Weitgehend unbemerkt von der Öffentlichkeit leitete die EU-Kommission kurz vor Weihnachten eine wichtige Weichenstellung für die Steiermark und Kärnten in die Wege. „Wenn das realisiert wird, ist das für die Steiermark ein Quantensprung. Weg von der verkehrstechnischen Randlage ins Zentrum Europas“, erklärt Helmut Adelsberger, Steirer und unermüdlicher Bahn-Lobbyist in Brüssel. Mitte Dezember legte die Kommission ihre erweiterte Version der transeuropäischen Transportnetze (TEN-T) vor.

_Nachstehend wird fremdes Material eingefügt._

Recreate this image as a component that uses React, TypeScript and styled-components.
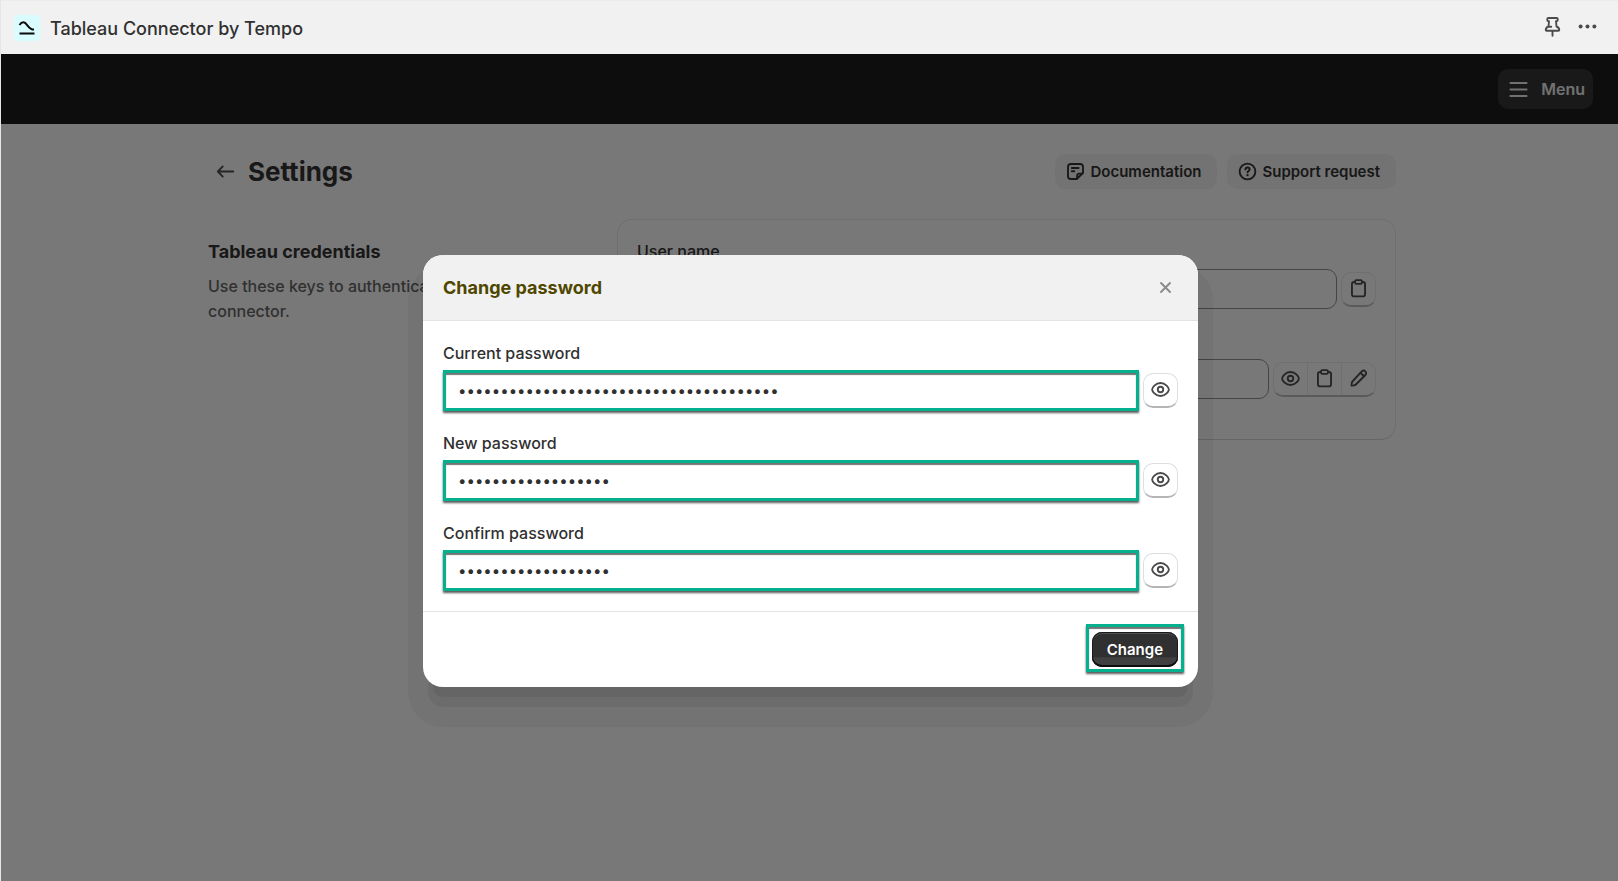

Darin befindet sich erstmals ein „Westbalkantransportkorridor“. Er knüpft an das Netz in Süddeutschland an und führt in Österreich auf den Schienenwegen über die Tauern- und die Pyhrnachse. Der Korridor verbindet in der Folge Salzburg, Oberösterreich, Kärnten, Steiermark, Slowenien, Kroatien, Serbien, Bulgarien, Griechenland und Zypern. Graz und Villach würden damit zu Knotenpunkten gleich zweier europäischer Achsen – der Baltisch-Adriatischen (mit Semmeringtunnel und Koralmbahn) sowie des Westbalkankorridors.
EU zahlt beim Ausbau mit
Wie es nun weitergeht? „Die Kommission hat mit ihrer Vorlage den ersten Schritt gemacht, nun sind Rat und Parlament am Zug. Innerhalb eines Jahres sollte es zur neuen TEN-Verordnung kommen. Ich rechne zu 99,9 Prozent damit, dass dies so umgesetzt wird, wie die Kommission es vorschlägt“, erklärt Adelsberger. Das TEN-Netz besteht überwiegend aus Bahninfrastruktur, aber auch aus Straßen, Wasserwegen, Häfen und Flughäfen. Findet eine Strecke offiziell Aufnahme in die Verordnung, kofinanziert die EU den Ausbau. So geschieht es am Semmering und bei der Koralm.
Für die Steiermark heißt dies, dass für den Ausbau der Pyhrn-Schober-Achse auch EU-Gelder fließen dürften. Die Modernisierung der Strecke mit einem neuen Bahntunnel durch den Bosruck ist eine steirische Forderung mit mehr als 30-jähriger Geschichte. Derzeit ist der Tunnel zu steil, um mehr Güterverkehr aufzunehmen, es wird eine flachere Trasse benötigt. 2020 legten sich Industriellenvereinigung und ÖBB auf eine Realisierung bis 2040 fest.
Jahrelanges Lobbyieren
Die steirische Landesregierung setzte sich mit den Sozialpartnern immer wieder für eine Aufnahme der Pyhrnstrecke in das TEN-Netz ein, zusammen mit Kärnten, Oberösterreich und Salzburg machte man sich in Brüssel auch für die Tauernstrecke stark. Wesentlich die Fäden zog dabei auch Adelsberger, der von 2009 bis 2013 als nationaler Experte Österreichs in Brüssel an der TEN-Verordnung mitarbeitete und seither als freier Konsulent in der Erweiterung dieses Netzes gefragt ist. Dass die am Westbalkankorridor beteiligten Länder einen gemeinsamen „Letter of Intent“ verfassten, der Anfang Dezember von Slowenien an die EU-Kommission übergeben wurde, ging auf Adelsbergers Initiative und Mithilfe von Erhard Busek zurück. Der frühere Vizekanzler (ÖVP) ist Koordinator der südosteuropäischen Initiative für Zusammenarbeit (Seci).
Langfristig ziehe die Steiermark aus den Plänen große Standortvorteile, sagt Adelsberger, mahnt jedoch Land und Bund, die Hausaufgaben nicht zu vernachlässigen. Die Bahnstrecke Graz-Bruck sei an ihrer Kapazitätsgrenze angelangt und müsse ausgebaut werden, spätestens mit der Fertigstellung von Süd- und Koralmbahn würde sie zur Engstelle.